How fitting that in these cost-conscious times, some experts are questioning whether pricey new diabetes drugs like Actos and Byetta actually provide more bang for the buck than older, cheaper ones. Their research dovetails nicely with new diabetes treatment guidelines that support trying less expensive drugs to lower blood sugar levels first and only moving on to more expensive drugs if the cheaper ones don't do the trick.
Researchers at Stanford University and the University of Chicago reported that spending on diabetes drugs nearly doubled between 2001 and 2007, to $12.5 billion. They concluded that the use of newer diabetes drugs was largely responsible for the rise in the mean cost per prescription from $56 in 2001 to $76 in 2007. More patients also received prescriptions for more than one medication. In 1994, 82 percent of patients took just one drug; by 2007, that number had dropped to just 47 percent.

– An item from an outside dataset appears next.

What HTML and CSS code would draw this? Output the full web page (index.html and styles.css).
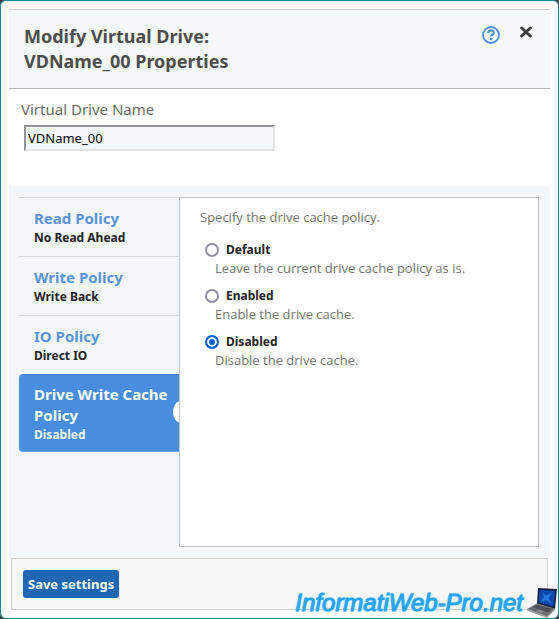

Some of the newer, costlier drugs have been touted because they're more convenient, have fewer side effects, or provide better control over blood sugar levels. But they're also up to 11 times as expensive as the typical $29 per 30-day prescription for metformin, a generic version of Glucophage, which was approved in 1995. The benefits may not outweigh the costs in some cases, these researchers argue, particularly since it's not clear that the new drugs improve heart or kidney function in the long term.
The Stanford study, which was published Monday in the Archives of Internal Medicine, comes on the heels of new diabetes treatment guidelines issued last week by the American Diabetes Association and the European Association for the Study of Diabetes. The guidelines suggest a stepped approach to treatment, starting with metformin and lifestyle changes immediately after diagnosis. (Here's a checklist of what to do after being diagnosed.) If after three months blood sugar levels are still too high, then insulin or a sulfonylurea drug, both older generic drugs, should be the preferred next step. If blood sugar is still too high after an additional three months, then the ADA says, OK, now try Actos, a brand-name drug with a $160 price tag per 30-day prescription, or some of the other new drugs. The guidelines no longer recommend the use of Avandia, a drug in the same class as Actos, following reports that link it to higher heart attack risk.
"In our considered opinion, these newer drugs don't have any particular advantage," says David Nathan, the director of the Diabetes Center at Massachusetts General Hospital who chaired the panel that developed the recommendations.
Nathan discussed Byetta as an example. Approved by the FDA in 2005, Byetta has received plenty of attention because it not only improves glycemic control but also helps patients lose weight. At $202 per month, though, it's nearly 10 times as expensive as metformin. According to Nathan, typical weight loss with Byetta is just 4 to 6 pounds, and 40 percent of people complain of nausea when taking it. It requires twice-daily injections, he says, and doesn't lower blood glucose levels as much as some other drugs.
I've written in the past about doctors' cluelessness when it comes to the cost of the treatments they prescribe. That's got to change, says Nathan. "Many physicians don't like to think about costs," he explains. "But we all have a responsibility to think about the bottom line."